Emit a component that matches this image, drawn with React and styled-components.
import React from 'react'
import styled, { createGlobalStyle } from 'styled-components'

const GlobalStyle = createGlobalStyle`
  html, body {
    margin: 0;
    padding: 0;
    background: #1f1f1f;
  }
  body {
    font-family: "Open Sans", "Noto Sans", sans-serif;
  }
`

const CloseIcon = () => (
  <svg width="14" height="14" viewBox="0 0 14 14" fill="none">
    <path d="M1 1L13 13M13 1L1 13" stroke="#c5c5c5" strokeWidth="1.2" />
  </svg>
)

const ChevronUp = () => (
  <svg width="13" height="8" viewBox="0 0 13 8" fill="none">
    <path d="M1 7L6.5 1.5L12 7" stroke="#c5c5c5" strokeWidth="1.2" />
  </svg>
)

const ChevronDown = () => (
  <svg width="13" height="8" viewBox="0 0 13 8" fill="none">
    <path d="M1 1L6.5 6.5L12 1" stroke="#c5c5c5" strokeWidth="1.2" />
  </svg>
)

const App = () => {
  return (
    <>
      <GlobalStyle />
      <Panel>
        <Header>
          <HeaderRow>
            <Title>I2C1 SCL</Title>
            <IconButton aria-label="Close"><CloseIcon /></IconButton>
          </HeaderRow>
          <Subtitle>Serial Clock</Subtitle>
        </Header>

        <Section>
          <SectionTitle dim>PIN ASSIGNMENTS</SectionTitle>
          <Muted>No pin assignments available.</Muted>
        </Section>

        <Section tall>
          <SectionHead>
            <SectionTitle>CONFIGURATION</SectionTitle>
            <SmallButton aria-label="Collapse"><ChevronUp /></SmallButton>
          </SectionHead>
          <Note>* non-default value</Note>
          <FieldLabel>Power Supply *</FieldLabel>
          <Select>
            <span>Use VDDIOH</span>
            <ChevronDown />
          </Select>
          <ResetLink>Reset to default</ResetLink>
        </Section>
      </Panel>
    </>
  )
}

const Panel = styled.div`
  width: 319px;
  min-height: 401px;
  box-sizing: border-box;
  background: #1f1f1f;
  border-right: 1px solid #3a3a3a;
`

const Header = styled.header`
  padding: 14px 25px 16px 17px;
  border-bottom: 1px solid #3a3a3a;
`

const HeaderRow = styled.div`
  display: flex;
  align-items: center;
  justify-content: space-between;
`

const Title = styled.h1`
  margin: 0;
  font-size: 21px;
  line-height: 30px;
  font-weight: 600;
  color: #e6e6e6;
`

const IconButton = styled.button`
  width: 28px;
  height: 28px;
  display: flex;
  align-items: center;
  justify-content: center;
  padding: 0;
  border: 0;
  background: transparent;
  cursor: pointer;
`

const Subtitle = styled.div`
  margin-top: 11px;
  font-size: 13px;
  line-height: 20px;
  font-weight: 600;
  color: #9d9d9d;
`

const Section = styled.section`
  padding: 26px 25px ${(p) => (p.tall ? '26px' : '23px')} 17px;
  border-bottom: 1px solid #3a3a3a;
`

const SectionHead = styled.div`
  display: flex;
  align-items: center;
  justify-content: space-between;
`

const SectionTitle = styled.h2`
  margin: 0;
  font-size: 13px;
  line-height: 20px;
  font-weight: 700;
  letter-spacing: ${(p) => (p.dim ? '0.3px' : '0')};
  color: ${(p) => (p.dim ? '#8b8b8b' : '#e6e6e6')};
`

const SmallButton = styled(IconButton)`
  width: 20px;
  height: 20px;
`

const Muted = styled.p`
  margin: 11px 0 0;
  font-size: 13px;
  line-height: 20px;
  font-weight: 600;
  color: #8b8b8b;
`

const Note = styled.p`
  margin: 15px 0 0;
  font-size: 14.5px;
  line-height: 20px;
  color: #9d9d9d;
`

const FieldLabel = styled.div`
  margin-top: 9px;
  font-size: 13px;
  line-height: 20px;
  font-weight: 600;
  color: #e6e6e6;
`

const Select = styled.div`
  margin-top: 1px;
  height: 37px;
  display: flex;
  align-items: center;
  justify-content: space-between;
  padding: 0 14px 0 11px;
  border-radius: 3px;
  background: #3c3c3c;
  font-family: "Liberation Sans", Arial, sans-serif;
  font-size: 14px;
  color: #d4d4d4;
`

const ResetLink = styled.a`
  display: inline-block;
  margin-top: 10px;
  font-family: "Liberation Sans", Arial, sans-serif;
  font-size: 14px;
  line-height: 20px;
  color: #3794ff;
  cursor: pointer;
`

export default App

• • • • •

● EXERCISE
Copy all of the data. Keep every word exactly as it is.

● COMPLETED TASK
Emit a component that matches this image, drawn with React and styled-components.
import React from 'react'
import styled, { createGlobalStyle } from 'styled-components'

const GlobalStyle = createGlobalStyle`
  html, body {
    margin: 0;
    padding: 0;
    background: #1f1f1f;
  }
  body {
    font-family: "Open Sans", "Noto Sans", sans-serif;
  }
`

const CloseIcon = () => (
  <svg width="14" height="14" viewBox="0 0 14 14" fill="none">
    <path d="M1 1L13 13M13 1L1 13" stroke="#c5c5c5" strokeWidth="1.2" />
  </svg>
)

const ChevronUp = () => (
  <svg width="13" height="8" viewBox="0 0 13 8" fill="none">
    <path d="M1 7L6.5 1.5L12 7" stroke="#c5c5c5" strokeWidth="1.2" />
  </svg>
)

const ChevronDown = () => (
  <svg width="13" height="8" viewBox="0 0 13 8" fill="none">
    <path d="M1 1L6.5 6.5L12 1" stroke="#c5c5c5" strokeWidth="1.2" />
  </svg>
)

const App = () => {
  return (
    <>
      <GlobalStyle />
      <Panel>
        <Header>
          <HeaderRow>
            <Title>I2C1 SCL</Title>
            <IconButton aria-label="Close"><CloseIcon /></IconButton>
          </HeaderRow>
          <Subtitle>Serial Clock</Subtitle>
        </Header>

        <Section>
          <SectionTitle dim>PIN ASSIGNMENTS</SectionTitle>
          <Muted>No pin assignments available.</Muted>
        </Section>

        <Section tall>
          <SectionHead>
            <SectionTitle>CONFIGURATION</SectionTitle>
            <SmallButton aria-label="Collapse"><ChevronUp /></SmallButton>
          </SectionHead>
          <Note>* non-default value</Note>
          <FieldLabel>Power Supply *</FieldLabel>
          <Select>
            <span>Use VDDIOH</span>
            <ChevronDown />
          </Select>
          <ResetLink>Reset to default</ResetLink>
        </Section>
      </Panel>
    </>
  )
}

const Panel = styled.div`
  width: 319px;
  min-height: 401px;
  box-sizing: border-box;
  background: #1f1f1f;
  border-right: 1px solid #3a3a3a;
`

const Header = styled.header`
  padding: 14px 25px 16px 17px;
  border-bottom: 1px solid #3a3a3a;
`

const HeaderRow = styled.div`
  display: flex;
  align-items: center;
  justify-content: space-between;
`

const Title = styled.h1`
  margin: 0;
  font-size: 21px;
  line-height: 30px;
  font-weight: 600;
  color: #e6e6e6;
`

const IconButton = styled.button`
  width: 28px;
  height: 28px;
  display: flex;
  align-items: center;
  justify-content: center;
  padding: 0;
  border: 0;
  background: transparent;
  cursor: pointer;
`

const Subtitle = styled.div`
  margin-top: 11px;
  font-size: 13px;
  line-height: 20px;
  font-weight: 600;
  color: #9d9d9d;
`

const Section = styled.section`
  padding: 26px 25px ${(p) => (p.tall ? '26px' : '23px')} 17px;
  border-bottom: 1px solid #3a3a3a;
`

const SectionHead = styled.div`
  display: flex;
  align-items: center;
  justify-content: space-between;
`

const SectionTitle = styled.h2`
  margin: 0;
  font-size: 13px;
  line-height: 20px;
  font-weight: 700;
  letter-spacing: ${(p) => (p.dim ? '0.3px' : '0')};
  color: ${(p) => (p.dim ? '#8b8b8b' : '#e6e6e6')};
`

const SmallButton = styled(IconButton)`
  width: 20px;
  height: 20px;
`

const Muted = styled.p`
  margin: 11px 0 0;
  font-size: 13px;
  line-height: 20px;
  font-weight: 600;
  color: #8b8b8b;
`

const Note = styled.p`
  margin: 15px 0 0;
  font-size: 14.5px;
  line-height: 20px;
  color: #9d9d9d;
`

const FieldLabel = styled.div`
  margin-top: 9px;
  font-size: 13px;
  line-height: 20px;
  font-weight: 600;
  color: #e6e6e6;
`

const Select = styled.div`
  margin-top: 1px;
  height: 37px;
  display: flex;
  align-items: center;
  justify-content: space-between;
  padding: 0 14px 0 11px;
  border-radius: 3px;
  background: #3c3c3c;
  font-family: "Liberation Sans", Arial, sans-serif;
  font-size: 14px;
  color: #d4d4d4;
`

const ResetLink = styled.a`
  display: inline-block;
  margin-top: 10px;
  font-family: "Liberation Sans", Arial, sans-serif;
  font-size: 14px;
  line-height: 20px;
  color: #3794ff;
  cursor: pointer;
`

export default App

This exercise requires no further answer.